Raw data -
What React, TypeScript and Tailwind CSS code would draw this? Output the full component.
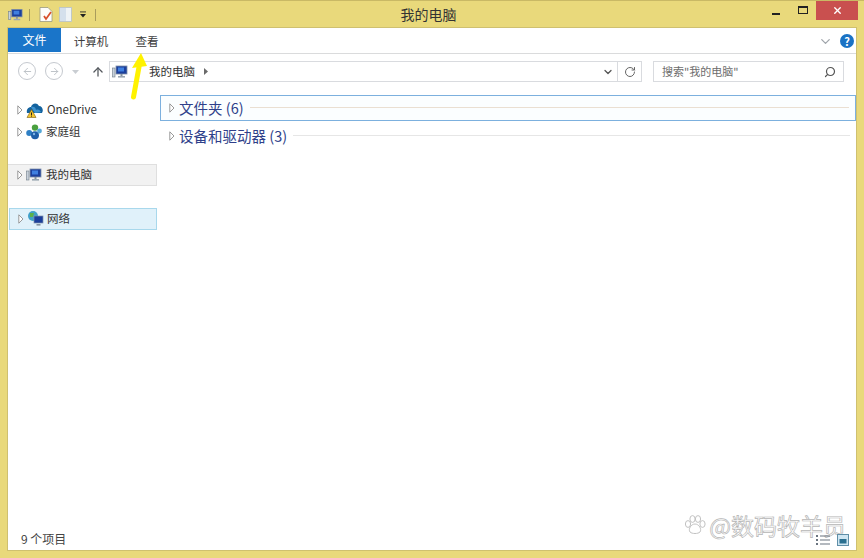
import { ChevronDown, Search, RotateCw, ArrowUp, ArrowLeft, ArrowRight, X } from 'lucide-react';

function PcIcon({ className }: { className?: string }) {
  return (
    <svg viewBox="0 0 16 14" className={className}>
      <rect x="4" y="1" width="11" height="8" fill="#1b3f9c" stroke="#7f8fa8" strokeWidth="0.8" />
      <rect x="6" y="2.5" width="6" height="4" fill="#3f7fe0" />
      <rect x="0.5" y="3" width="2.5" height="9" fill="#c9d2dc" stroke="#6f7c88" strokeWidth="0.6" />
      <rect x="6" y="11" width="7" height="1.6" fill="#9aa7b2" />
      <rect x="8.5" y="9" width="2" height="2" fill="#8492a0" />
    </svg>
  );
}

function Caret() {
  return (
    <svg viewBox="0 0 6 10" className="w-[6px] h-[10px] shrink-0">
      <path d="M0.8 0.8 L5 5 L0.8 9.2 Z" fill="white" stroke="#8e8e8e" strokeWidth="0.9" />
    </svg>
  );
}

function OneDriveIcon() {
  return (
    <svg viewBox="0 0 17 16" className="w-[17px] h-[16px] shrink-0">
      <path d="M1 11 C0 7 3 5 5 5 C6 1 11 0 13 4 C16 4 18 8 16 11 Z" fill="#14639f" />
      <path d="M5 5 C7 4 10 5 10 8 C12 7 14 8 15 10 L9 11 Z" fill="#3f93cf" />
      <path d="M1 15.5 L5.5 7.5 L10 15.5 Z" fill="#f4c52e" stroke="#7a5c10" strokeWidth="0.6" />
      <rect x="5" y="10.5" width="1" height="2.6" fill="#222" />
      <rect x="5" y="13.6" width="1" height="1" fill="#222" />
    </svg>
  );
}

function HomeGroupIcon() {
  return (
    <svg viewBox="0 0 16 16" className="w-[16px] h-[16px] shrink-0">
      <circle cx="3.2" cy="9" r="3" fill="#2f7fc4" />
      <circle cx="9" cy="3.6" r="3.2" fill="#4aa03f" />
      <circle cx="9" cy="11.2" r="4" fill="#1f5fa8" />
      <circle cx="13.5" cy="7" r="2.4" fill="#55a8d8" />
      <circle cx="8" cy="10" r="1.2" fill="#7fb4e4" />
    </svg>
  );
}

function NetworkIcon() {
  return (
    <svg viewBox="0 0 17 16" className="w-[17px] h-[16px] shrink-0">
      <circle cx="6" cy="5" r="5" fill="#3fa0c8" />
      <path d="M3 2 L7 2 L6 6 L3 6 Z" fill="#5bb04a" />
      <rect x="7" y="5" width="9" height="7" fill="#1b3f9c" stroke="#7f8fa8" strokeWidth="0.7" />
      <rect x="9.5" y="13" width="4" height="1.6" fill="#8492a0" />
    </svg>
  );
}

export default function App() {
  return (
    <div
      className="relative w-[864px] h-[558px] overflow-hidden flex flex-col bg-[#e9d97b] border-t border-[#c9b965] text-[#3c3c3c]"
      style={{ fontFamily: '"Noto Sans CJK SC", "Liberation Sans", sans-serif' }}
    >
      {/* Title bar */}
      <div className="h-[27px] shrink-0 flex items-start relative">
        <div className="flex items-center pl-[8px] pt-[6px] gap-[6px]">
          <PcIcon className="w-[15px] h-[14px]" />
          <div className="w-px h-[12px] bg-[#a99c5c]" />
          <svg viewBox="0 0 14 15" className="w-[14px] h-[15px] ml-[3px]">
            <path d="M1 0.5 H9 L13 4.5 V14.5 H1 Z" fill="#fdfdfb" stroke="#9a9a80" strokeWidth="0.8" />
            <path d="M5 9 L7 12 L12 5" fill="none" stroke="#d8502c" strokeWidth="1.8" />
          </svg>
          <svg viewBox="0 0 13 15" className="w-[13px] h-[15px]">
            <rect x="0.5" y="0.5" width="12" height="14" fill="#d4e0ec" stroke="#b9c4ca" strokeWidth="0.8" />
            <rect x="7" y="1" width="5" height="13" fill="#eef3f6" />
          </svg>
          <svg viewBox="0 0 7 7" className="w-[6px] h-[7px] ml-[2px]">
            <rect x="0" y="0" width="7" height="1" fill="#222" />
            <path d="M0 3 H7 L3.5 7 Z" fill="#222" />
          </svg>
          <div className="w-px h-[12px] bg-[#a99c5c] ml-[3px]" />
        </div>
        <div className="absolute left-0 w-[857px] top-[5px] text-center text-[14px] leading-[16px] text-[#333]">我的电脑</div>
        <div className="ml-auto flex items-start mr-[6px]">
          <div className="w-[26px] h-[18px] flex items-end justify-center pb-[4px]">
            <div className="w-[8px] h-[2px] bg-[#222]" />
          </div>
          <div className="w-[27px] h-[18px] flex items-center justify-center">
            <div className="w-[10px] h-[8px] border border-t-2 border-[#222]" />
          </div>
          <div className="w-[42px] h-[19px] bg-[#c9504f] flex items-center justify-center">
            <X size={11} strokeWidth={3} className="text-white" />
          </div>
        </div>
      </div>

      {/* Window body */}
      <div className="flex-1 mx-[8px] mb-[8px] bg-white flex flex-col min-h-0 shadow-[0_0_0_1px_#cfc070]">
        {/* Ribbon tabs */}
        <div className="h-[26px] shrink-0 flex items-start border-b border-[#dadbdc] text-[11.5px]">
          <div className="w-[53px] h-[24px] bg-[#1a75c9] text-white text-[12px] flex items-center justify-center">文件</div>
          <div className="w-[60px] flex items-center justify-center h-[26px] pt-[1px]">计算机</div>
          <div className="w-[24px] flex items-center justify-center h-[26px] ml-[14px] pt-[1px]">查看</div>
          <div className="ml-auto flex items-center gap-[7px] pr-[2px] h-[26px]">
            <ChevronDown size={15} strokeWidth={2} className="text-[#9fa4aa]" />
            <div className="w-[14px] h-[14px] rounded-full bg-[#1a72c4] text-white text-[11px] leading-[14px] font-bold text-center">?</div>
          </div>
        </div>

        {/* Address bar */}
        <div className="h-[39px] shrink-0 flex items-start pt-[7px]">
          <div className="w-[18px] h-[18px] mt-[1px] ml-[10px] rounded-full border border-[#c5c9cf] flex items-center justify-center">
            <ArrowLeft size={11} className="text-[#b9bec4]" />
          </div>
          <div className="w-[18px] h-[18px] mt-[1px] ml-[9px] rounded-full border border-[#c5c9cf] flex items-center justify-center">
            <ArrowRight size={11} className="text-[#b9bec4]" />
          </div>
          <svg viewBox="0 0 7 4" className="w-[7px] h-[4px] mt-[9px] ml-[9px]">
            <path d="M0 0 H7 L3.5 4 Z" fill="#c9cdd2" />
          </svg>
          <ArrowUp size={14} strokeWidth={2.2} className="mt-[4px] ml-[12px] text-[#55595e]" />
          <div className="ml-[4px] w-[533px] h-[21px] border border-[#d9dbdf] flex items-center">
            <PcIcon className="w-[16px] h-[14px] ml-[2px]" />
            <span className="ml-[21px] text-[11.5px] text-[#333]">我的电脑</span>
            <svg viewBox="0 0 4 7" className="w-[4px] h-[7px] ml-[9px]">
              <path d="M0 0 L4 3.5 L0 7 Z" fill="#6a6a6a" />
            </svg>
            <ChevronDown size={12} strokeWidth={2.6} className="ml-auto mr-[3px] text-[#555]" />
            <div className="w-[24px] h-full border-l border-[#d9dbdf] flex items-center justify-center">
              <RotateCw size={12} strokeWidth={2} className="text-[#666]" />
            </div>
          </div>
          <div className="ml-[11px] w-[191px] h-[21px] border border-[#d9dbdf] flex items-center pl-[8px] pr-[7px] text-[11px] text-[#6d6d6d]">
            <span>搜索"我的电脑"</span>
            <Search size={12} strokeWidth={2.4} className="ml-auto text-[#555] -scale-x-100" />
          </div>
        </div>

        {/* Content */}
        <div className="flex-1 flex min-h-0">
          {/* Nav pane */}
          <div className="w-[149px] shrink-0 pt-[6px] text-[11.5px] text-[#333]">
            <div className="h-[22px] flex items-center pl-[9px] gap-[3px]">
              <Caret />
              <OneDriveIcon />
              <span className="ml-[1px]">OneDrive</span>
            </div>
            <div className="h-[22px] flex items-center pl-[9px] gap-[3px]">
              <Caret />
              <HomeGroupIcon />
              <span className="ml-[1px]">家庭组</span>
            </div>
            <div className="mt-[21px] h-[22px] flex items-center pl-[9px] gap-[3px] bg-[#f2f2f2] border border-l-0 border-[#dfdfdf]">
              <Caret />
              <PcIcon className="w-[16px] h-[14px]" />
              <span className="ml-[1px]">我的电脑</span>
            </div>
            <div className="mt-[22px] h-[22px] ml-[1px] flex items-center pl-[8px] gap-[3px] bg-[#e0f1fa] border border-[#a8d8ec]">
              <Caret />
              <NetworkIcon />
              <span>网络</span>
            </div>
          </div>

          {/* Groups */}
          <div className="flex-1 min-w-0 pl-[3px] pt-[2px]">
            <div className="h-[26px] flex items-center pl-[8px] pr-[6px] pb-[1px] gap-[4px] border border-[#7cb0de] bg-[#fbfeff] text-[#2f3f8a] text-[14.5px]">
              <Caret />
              <span className="shrink-0">文件夹 (6)</span>
              <div className="flex-1 h-px bg-[#eadfd2] ml-[2px]" />
            </div>
            <div className="mt-[2px] h-[26px] flex items-center pl-[9px] pr-[6px] pb-[1px] gap-[4px] text-[#2f3f8a] text-[14.5px]">
              <Caret />
              <span className="shrink-0">设备和驱动器 (3)</span>
              <div className="flex-1 h-px bg-[#e6e6e6] ml-[2px]" />
            </div>
          </div>
        </div>

        {/* Status bar */}
        <div className="h-[22px] shrink-0 flex items-center pl-[13px] text-[12px] text-[#444]">
          9 个项目
        </div>
      </div>

      {/* Yellow annotation arrow */}
      <svg viewBox="0 0 20 52" className="absolute left-[130px] top-[50px] w-[20px] h-[52px]">
        <path d="M3.5 46 L9 16" stroke="#fff200" strokeWidth="5" strokeLinecap="round" fill="none" />
        <path d="M11 2 L17 15 L2 17 Z" fill="#fff200" />
      </svg>

      {/* Watermark */}
      <div
        className="absolute right-[18px] bottom-[20px] flex items-center gap-[3px] text-[23px] leading-[26px] text-white"
        style={{ WebkitTextStroke: '0.7px #b5b5b5' }}
      >
        <svg viewBox="0 0 22 20" className="w-[22px] h-[20px]">
          <g fill="none" stroke="#c2c2c2" strokeWidth="1">
            <ellipse cx="4" cy="9" rx="2.6" ry="3.4" />
            <ellipse cx="8.5" cy="4" rx="2.6" ry="3.4" />
            <ellipse cx="14" cy="4" rx="2.6" ry="3.4" />
            <ellipse cx="18.5" cy="9" rx="2.6" ry="3.4" />
            <path d="M11 9 C7 9 4 14 6 17 C8 19 14 19 16 17 C18 14 15 9 11 9 Z" />
          </g>
        </svg>
        <span>@数码牧羊员</span>
      </div>

      {/* View buttons over the watermark */}
      <div className="absolute right-[15px] bottom-[12px] flex items-center gap-[6px]">
        <svg viewBox="0 0 15 12" className="w-[15px] h-[12px]">
          <g fill="#6a7480">
            <rect x="0" y="1" width="2" height="2" />
            <rect x="0" y="5" width="2" height="2" />
            <rect x="0" y="9" width="2" height="2" />
            <rect x="4" y="1.5" width="10" height="1" />
            <rect x="4" y="5.5" width="10" height="1" />
            <rect x="4" y="9.5" width="10" height="1" />
          </g>
        </svg>
        <svg viewBox="0 0 12 12" className="w-[12px] h-[12px]">
          <rect x="0.5" y="0.5" width="11" height="11" fill="#cfe6f2" stroke="#5f8fa8" />
          <rect x="2.5" y="5" width="7" height="4.5" fill="#2a6f90" />
        </svg>
      </div>
    </div>
  );
}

Problem statement - Exactly reproduce the run of lines from the start of the listing through the line with "ArrowLeft, ArrowRight, X", inclusive; pictures are not copied.

Answer to the exercise -
What React, TypeScript and Tailwind CSS code would draw this? Output the full component.
import { ChevronDown, Search, RotateCw, ArrowUp, ArrowLeft, ArrowRight, X } from 'lucide-react';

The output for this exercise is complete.